An intimate portrait of Joyce’s Dublin
READING Ulysses for about the third or fourth time, it is extraordinary how much more easily it moves along. It helps, of course, if one has a knowledge of Irish history and is living on Dublin’s northside, in the midst of ‘Joyceland’, as I now am.
The associations are all around me. Within minutes of my house I can see Eccles Street, where Leopold and Molly Bloom lived, Glasnevin cemetery, scene of the book’s famous funeral scene, and about four of Joyce’s actual family homes, as well as Claude Road where his father lived and the old Drumcondra hospital where he died.
In Joyce’s life and work the real and the fictional blend seamlessly, and this is the whole point of Vivien Igoe’s most absorbing and fascinating book. She has compiled a directory of all the characters who appear, or are even mentioned, in Ulysses, and describes their actual lives or the actual characters they are based on.
But it is more than just Joyce and Ulysses, Igoe has provided a ‘drilled down’ portrait of the whole spectrum of Dublin, and Irish, life in the late Victorian and Edwardian era. Ulysses is set in Dublin in 1904. Here are the seeds and precursors of the emergent Irish State as she brings alive familiar streets and their often unfamiliar inhabitants. Unfamiliar only to us, of course: in a Dublin only half the size of what it is now and where almost everybody moved on foot or by tram (obesity and Facebook be damned!) most citizens would be very au fait with the passing figures of AE Russell or John Howard Parnell (of the famous brother) or the various corporation and legal officials.
Even the famous Invincibles, who ambushed the colonial chief secretary and his deputy in the Phoenix Park, are constantly cited or spotted. Joyce had a conspiratorial regard for incendiary Fenians and rumour was gold.
Figures from his other interests dominate, such as the opera, literature, Catholicism, music hall, pubs and European politics. This detail and intimacy adds to what makes Ulysses as fresh and vivid today as it was when it was written, and is a tribute to Joyce’s extraordinary modernistic skills.

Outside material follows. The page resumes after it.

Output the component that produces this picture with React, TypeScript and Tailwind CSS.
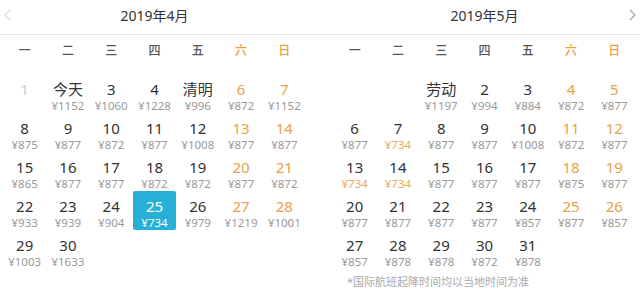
import React from "react";

type Cell = { d: string; p?: string; dis?: boolean; sel?: boolean; po?: boolean } | null;

const april: Cell[] = [
  { d: "1", dis: true },
  { d: "今天", p: "1152" },
  { d: "3", p: "1060" },
  { d: "4", p: "1228" },
  { d: "清明", p: "996" },
  { d: "6", p: "872" },
  { d: "7", p: "1152" },
  { d: "8", p: "875" },
  { d: "9", p: "877" },
  { d: "10", p: "872" },
  { d: "11", p: "877" },
  { d: "12", p: "1008" },
  { d: "13", p: "877" },
  { d: "14", p: "877" },
  { d: "15", p: "865" },
  { d: "16", p: "877" },
  { d: "17", p: "877" },
  { d: "18", p: "872" },
  { d: "19", p: "872" },
  { d: "20", p: "877" },
  { d: "21", p: "872" },
  { d: "22", p: "933" },
  { d: "23", p: "939" },
  { d: "24", p: "904" },
  { d: "25", p: "734", sel: true },
  { d: "26", p: "979" },
  { d: "27", p: "1219" },
  { d: "28", p: "1001" },
  { d: "29", p: "1003" },
  { d: "30", p: "1633" },
];

const may: Cell[] = [
  null,
  null,
  { d: "劳动", p: "1197" },
  { d: "2", p: "994" },
  { d: "3", p: "884" },
  { d: "4", p: "872" },
  { d: "5", p: "877" },
  { d: "6", p: "877" },
  { d: "7", p: "734", po: true },
  { d: "8", p: "877" },
  { d: "9", p: "877" },
  { d: "10", p: "1008" },
  { d: "11", p: "872" },
  { d: "12", p: "877" },
  { d: "13", p: "734", po: true },
  { d: "14", p: "734", po: true },
  { d: "15", p: "877" },
  { d: "16", p: "877" },
  { d: "17", p: "877" },
  { d: "18", p: "875" },
  { d: "19", p: "877" },
  { d: "20", p: "877" },
  { d: "21", p: "877" },
  { d: "22", p: "877" },
  { d: "23", p: "877" },
  { d: "24", p: "857" },
  { d: "25", p: "877" },
  { d: "26", p: "857" },
  { d: "27", p: "857" },
  { d: "28", p: "878" },
  { d: "29", p: "878" },
  { d: "30", p: "872" },
  { d: "31", p: "878" },
];

const weekdays = ["一", "二", "三", "四", "五", "六", "日"];

function Month({ cells }: { cells: Cell[] }) {
  return (
    <div className="w-[303px]">
      <div className="grid grid-cols-7 h-[31px] items-center text-[12px] font-medium">
        {weekdays.map((w, i) => (
          <div key={w} className={"text-center " + (i >= 5 ? "text-[#e9a040]" : "text-[#555555]")}>
            {w}
          </div>
        ))}
      </div>
      <div className="grid grid-cols-7 mt-[8px]">
        {cells.map((c, i) => {
          const wk = i % 7 >= 5;
          if (!c) return <div key={i} className="h-[39px]" />;
          return (
            <div
              key={i}
              className={
                "h-[39px] flex flex-col items-center pt-[6px] rounded-[2px] " +
                (c.sel ? "bg-[#27b0d5]" : "")
              }
            >
              <div
                className={
                  "text-[15px] leading-[19px] " +
                  (c.sel ? "text-white" : c.dis ? "text-[#cccccc]" : wk ? "text-[#e9a04a]" : "text-[#333333]")
                }
              >
                {c.d}
              </div>
              {c.p && (
                <div
                  className={
                    "text-[11.5px] leading-[14px] " +
                    (c.sel ? "text-white" : c.po ? "text-[#eeaa55]" : "text-[#999999]")
                  }
                >
                  ¥{c.p}
                </div>
              )}
            </div>
          );
        })}
      </div>
    </div>
  );
}

export default function App() {
  return (
    <div
      className="w-[640px] h-[291px] bg-white overflow-hidden"
      style={{ fontFamily: '"Noto Sans", "Noto Sans CJK SC", sans-serif' }}
    >
      <div className="relative h-[35px] border-b border-[#e6e6e6] flex px-[3px] gap-[27px]">
        <svg className="absolute left-[4px] top-[9px]" width="7" height="12" viewBox="0 0 7 12">
          <path d="M6 1L1 6l5 5" fill="none" stroke="#dddddd" strokeWidth="1.4" />
        </svg>
        <div className="w-[303px] text-center text-[14px] leading-[32px] text-[#333333]">2019年4月</div>
        <div className="w-[303px] text-center text-[14px] leading-[32px] text-[#333333]">2019年5月</div>
        <svg className="absolute right-[4px] top-[9px]" width="7" height="12" viewBox="0 0 7 12">
          <path d="M1 1l5 5-5 5" fill="none" stroke="#aaaaaa" strokeWidth="1.4" />
        </svg>
      </div>
      <div className="flex px-[3px] gap-[27px]">
        <Month cells={april} />
        <div className="flex flex-col">
          <Month cells={may} />
          <div className="ml-[14px] mt-[6px] text-[11px] leading-[14px] text-[#aaaaaa]">*国际航班起降时间均以当地时间为准</div>
        </div>
      </div>
    </div>
  );
}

And what stories are condensed here: chancers, dancing masters, lawyers changing political colours, and entrepreneurs living on their wits. People change addresses according to prosperity. But it is overwhelmingly a middle class to lower middle class world — Catholic and Protestant, incidentally. The Anglo Irish do not feature extensively, and certainly do not dominate as they usually did then, but neither do the vast poor of the tenements — at least by name.
The smallest portraits intrigue, such as James Carey, a slum landlord, daily communicant and Fenian who turned Queen’s evidence to help hang his comrades. Shaven and renamed, he was shipped out to South Africa for a new life with his wife and six children. Until he was spotted on board by another Fenian and killed in Cape Town. The assassin was subsequently hanged. A screenplay surely beckons.
Vivien Igoe has done some extraordinary tracking down herself. And in this wonderful and impressive piece of scholarship, she has added hugely to what is one of our most timeless and ever-rewarding works of literature.